One uncredited member of fashion's design team this season has been Mother Nature. The proliferation of creative outerwear suggests a reaction to worsening winters, even if that hasn't actually been the reality, until this weekend at least, when Paris is suffering its worst blizzard conditions for at least 20 years. It would be in such an environment that Issey Miyake's latest collection made most sense. One of its key components was the metallic film used in emergency blankets. It wrapped the final section of the show, from coat lining to panels on parkas and pants to full head-to-toe, turning the model into a one-man solar panel. Repurposing technology for a fashion consumer has been part of Issey's MO throughout his long, brilliant career, and, with the direction of the show credited to "Issey Miyake and The Reality Lab," it was easy to see the master's hand at work here.

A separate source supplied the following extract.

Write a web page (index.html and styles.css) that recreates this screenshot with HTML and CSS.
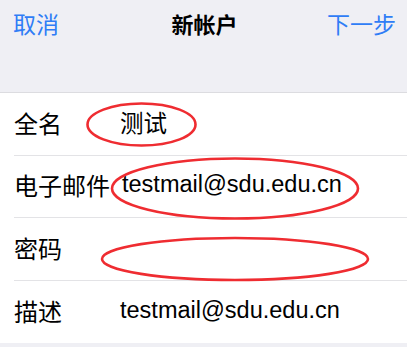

At the exact opposite end of the sartorial spectrum, there were coats, blousons, and jackets woven from fabrics from old collections with a traditional technique called sakiori. Sashiko (stitch work) was used for argyle patterning. The show notes are always scrupulously careful in this house to make clear exactly which fabrics and techniques are being employed. Something those notes referred to as "the traditional picnic blanket" inspired quilted, square-cut, zipped jackets that had an odd samurai flair. They also "fold flat and roll up for easy carrying."

The emphasis on utility was admirable, even if it ultimately meant that the collection didn't sing the way a Miyake collection can. Still, the ever pragmatic Issey would undoubtedly consider that a small price to pay for clothes that guarantee, in the words of the designer's scribe, "a freer lifestyle during the winter months." And, as the snow continues to fall, thousands of Parisians would surely agree.